As to the research, I can't help but appreciate the irony. Basically, we now have studies that are telling us that the way our ancestors raised their babies since the beginning of time actually is good for babies. And we call this progress. I think our ancestors would probably roll their eyes and sigh, if they knew this!

kiri8 kiri8

I like what Ursula said.  I think this article is misleading, because Attachment Parenting is a parenting style.  Being loving, affectionate, and bonded with your baby is just the right thing to do.


I was very closely bonded to my babies.  They are 10 and 13 year old boys now, but are confident, secure, smart, well-adjusted kids who are still very affectionate with me.


I was NOT, however, an AP mom.  I rejected entirely the sanctimoniousness of the movement, the nastiness of some AP moms online, and the message that their way was the only way.  I couldn't breastfeed, I did not sleep with my babies in my bed, and I alternated babywearing with baby-holding, baby playing on the floor, or baby in the stroller.  I, and many other moms like me, were great mothers to our babies.  We did what the study said is right.  But we were not AP moms.

Blue_... Blue_Spiral

I'm sorry, but if you don't breastfeed, co-sleep or stay close to your baby, you are NOT bonding fully.


Those are things that are proven to make a child healthier, and it has nothing to do with labels.


Attachment parenting is such a phrase used to describe healthy parenting.

Anast... Anastazia975

People should just parent as they see fit. End of story, spend that research money on more important things. Like a cure for AIDS, or cancer, or CF.

nonmember avatar Kate

The study doesn't say attachment parenting is better at all.

It says children who were securely attached as infants had more stable relationships as adults.

Most children are securely attached. Most children were securely attached back in the 50s and 60s when when people first started researching attachment, long before attachment parenting became a trend. In fact, the started enrolling kids in this study in 1976.

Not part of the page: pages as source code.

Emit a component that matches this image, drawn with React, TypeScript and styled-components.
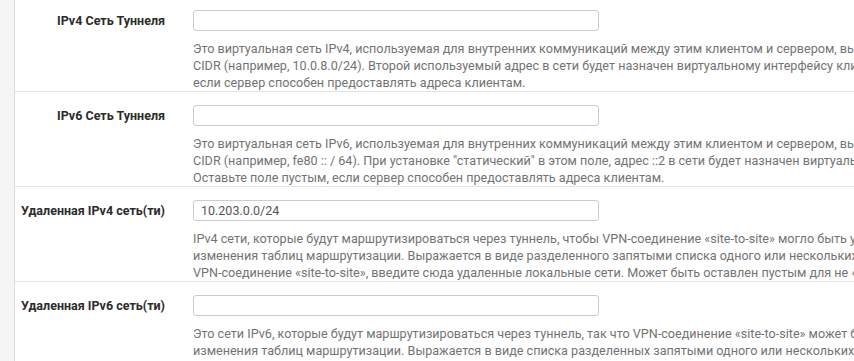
import React from 'react';
import styled, { createGlobalStyle } from 'styled-components';

const GlobalStyle = createGlobalStyle`
  html, body {
    margin: 0;
    padding: 0;
    background: #ffffff;
    overflow: hidden;
  }
  body {
    font-family: Roboto, "Liberation Sans", sans-serif;
  }
`;

const Page = styled.div`
  display: flex;
  min-height: 361px;
`;

const Gutter = styled.div`
  width: 14px;
  flex: none;
  background: #f5f5f5;
  border-right: 1px solid #dddddd;
`;

const Form = styled.div`
  flex: 1;
  min-width: 0;
  margin-top: -3px;
`;

const Row = styled.div`
  display: flex;
  border-bottom: 1px solid #e3e3e3;
  padding-top: 13px;
`;

const Label = styled.label`
  width: 165px;
  flex: none;
  box-sizing: border-box;
  padding-right: 15px;
  text-align: right;
  font-size: 12.5px;
  font-weight: 700;
  line-height: 21px;
  color: #2b2b2b;
`;

const Field = styled.div`
  flex: 1;
  min-width: 0;
  padding-left: 13px;
  overflow: hidden;
`;

const Input = styled.input`
  display: block;
  box-sizing: border-box;
  width: 406px;
  height: 21px;
  margin: 0;
  padding: 0 7px;
  border: 1px solid #cccccc;
  border-radius: 3px;
  background: #ffffff;
  font-family: Roboto, "Liberation Sans", sans-serif;
  font-size: 12.5px;
  color: #555555;
  outline: none;
`;

const Help = styled.div`
  margin-top: 9px;
  font-size: 12.6px;
  line-height: 17px;
  color: #737373;
  white-space: nowrap;
`;

type Entry = { label: string; value?: string; help: string[] };

const entries: Entry[] = [
  {
    label: 'IPv4 Сеть Туннеля',
    help: [
      'Это виртуальная сеть IPv4, используемая для внутренних коммуникаций между этим клиентом и сервером, выраженная с использованием нотации',
      'CIDR (например, 10.0.8.0/24). Второй используемый адрес в сети будет назначен виртуальному интерфейсу клиента. Оставьте поле пустым,',
      'если сервер способен предоставлять адреса клиентам.',
    ],
  },
  {
    label: 'IPv6 Сеть Туннеля',
    help: [
      'Это виртуальная сеть IPv6, используемая для внутренних коммуникаций между этим клиентом и сервером, выраженная с использованием нотации',
      'CIDR (например, fe80 :: / 64). При установке "статический" в этом поле, адрес ::2 в сети будет назначен виртуальному интерфейсу клиента.',
      'Оставьте поле пустым, если сервер способен предоставлять адреса клиентам.',
    ],
  },
  {
    label: 'Удаленная IPv4 сеть(ти)',
    value: '10.203.0.0/24',
    help: [
      'IPv4 сети, которые будут маршрутизироваться через туннель, чтобы VPN-соединение «site-to-site» могло быть установлено без ручного',
      'изменения таблиц маршрутизации. Выражается в виде разделенного запятыми списка одного или нескольких сетей CIDR. Если это',
      'VPN-соединение «site-to-site», введите сюда удаленные локальные сети. Может быть оставлен пустым для не «site-to-site» VPN.',
    ],
  },
  {
    label: 'Удаленная IPv6 сеть(ти)',
    help: [
      'Это сети IPv6, которые будут маршрутизироваться через туннель, так что VPN-соединение «site-to-site» может быть установлено без ручного',
      'изменения таблиц маршрутизации. Выражается в виде списка разделенных запятыми одного или нескольких сетей IP/PREFIX. Если это',
      'VPN-соединение «site-to-site», введите сюда удаленные сети IPv6. Может быть оставлен пустым для не «site-to-site» VPN.',
    ],
  },
];

export default function App() {
  return (
    <>
      <GlobalStyle />
      <Page>
        <Gutter />
        <Form>
          {entries.map((e) => (
            <Row key={e.label}>
              <Label>{e.label}</Label>
              <Field>
                <Input type="text" defaultValue={e.value || ''} />
                <Help>
                  {e.help.map((line, i) => (
                    <div key={i}>{line}</div>
                  ))}
                </Help>
              </Field>
            </Row>
          ))}
        </Form>
      </Page>
    </>
  );
}
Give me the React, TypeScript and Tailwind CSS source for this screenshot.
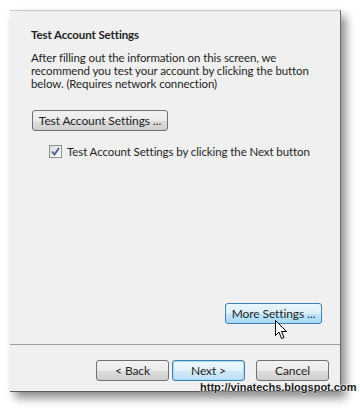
import React from 'react'

const font = { fontFamily: 'Lato, "Segoe UI", Arial, sans-serif' }

function WinButton({
  children,
  variant = 'normal',
  className = '',
}: {
  children: React.ReactNode
  variant?: 'normal' | 'default' | 'hover'
  className?: string
}) {
  const look =
    variant === 'hover'
      ? 'border-[#3c7fb1] bg-[linear-gradient(to_bottom,#eaf6fd_0%,#d9f0fc_50%,#bee6fd_51%,#a7d9f5_100%)]'
      : variant === 'default'
        ? 'border-[#3c7fb1] bg-[linear-gradient(to_bottom,#eef7fd_0%,#e2f1fb_50%,#cfe8f8_51%,#bfe0f5_100%)] shadow-[inset_0_0_0_1px_#a8dcf7]'
        : 'border-[#707070] bg-[linear-gradient(to_bottom,#f2f2f2_0%,#ebebeb_50%,#dddddd_51%,#cfcfcf_100%)]'
  return (
    <button
      type="button"
      className={`h-[21px] rounded-[3px] border text-[12px] tracking-[-0.1px] leading-none text-[#1e1e1e] flex items-center justify-center ${look} ${className}`}
      style={font}
    >
      {children}
    </button>
  )
}

export default function App() {
  return (
    <div className="relative w-[360px] h-[411px] bg-white overflow-hidden pl-[10px] pt-[10px]" style={font}>
      {/* Dialog panel */}
      <div className="w-[331px] h-[382px] bg-[#f0f0f0] flex flex-col border-t border-t-[#c8c8c8] border-r border-r-[#6a6a6a] border-b border-b-[#5a5a5a] shadow-[5px_6px_9px_rgba(0,0,0,0.45)]">
        <div className="flex-1 flex flex-col px-[21px] pt-[17px] text-[11.5px] tracking-[-0.1px] text-[#1e1e1e]">
          <h2 className="font-bold leading-[14px]">Test Account Settings</h2>
          <p className="mt-[9px] leading-[13px] whitespace-nowrap">
            After filling out the information on this screen, we
            <br />
            recommend you test your account by clicking the button
            <br />
            below. (Requires network connection)
          </p>

          <WinButton className="mt-[20px] w-[136px] ml-px">Test Account Settings ...</WinButton>

          <label className="mt-[14px] ml-[18px] flex items-center gap-[5px] leading-[13px] whitespace-nowrap">
            <span className="w-[13px] h-[13px] border border-[#8e8f8f] bg-[linear-gradient(135deg,#dcdcdc,#fbfbfb)] flex items-center justify-center">
              <svg width="9" height="9" viewBox="0 0 9 9">
                <path d="M1 4.5 L3.5 7.5 L8 1" fill="none" stroke="#4a5f97" strokeWidth="1.8" />
              </svg>
            </span>
            Test Account Settings by clicking the Next button
          </label>

          <div className="flex-1" />

          <div className="flex justify-end pb-[20px] mr-[-3px]">
            <div className="relative">
              <WinButton variant="hover" className="w-[97px]">More Settings ...</WinButton>
              {/* mouse cursor */}
              <svg className="absolute left-[50px] top-[17px]" width="13" height="20" viewBox="0 0 13 20">
                <path
                  d="M0.5 0.5 L0.5 15.5 L4 12 L6.5 18.5 L9 17.5 L6.5 11.5 L11.5 11.5 Z"
                  fill="white"
                  stroke="black"
                  strokeWidth="1"
                  strokeLinejoin="round"
                />
              </svg>
            </div>
          </div>
        </div>

        <div className="h-[47px] border-t border-t-[#a0a0a0] flex items-start justify-end pt-[15px] pr-[11px]">
          <WinButton className="w-[73px]">&lt; Back</WinButton>
          <WinButton variant="default" className="w-[73px] ml-[3px]">Next &gt;</WinButton>
          <WinButton className="w-[73px] ml-[11px]">Cancel</WinButton>
        </div>
      </div>

      {/* watermark */}
      <div
        className="absolute left-[200px] top-[381px] text-[11px] font-bold leading-[13px] text-[#202020] [text-shadow:0_0_2px_#fff,0_0_2px_#fff]"
        style={{ fontFamily: '"Liberation Sans", Arial, sans-serif' }}
      >
        http://vinatechs.blogspot.com
      </div>
    </div>
  )
}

There isn't anything wrong with attachment parenting, but this study isn't proof that it is better. Children who feel that their parents are responsive to their needs are securely attached. That is going to include some co-sleeping, breast feed until 24 months kids and it is going to include some bottle feed, crib sleeping kids.

iLuVk... iLuVkAidEn

I bottle fed, didn't co sleep, and didn't baby wear.  I must be a shitty mom even though my kids are the center of my world.  :)  who cares if a child is raised in a very loving home, right?  it must not count for anything.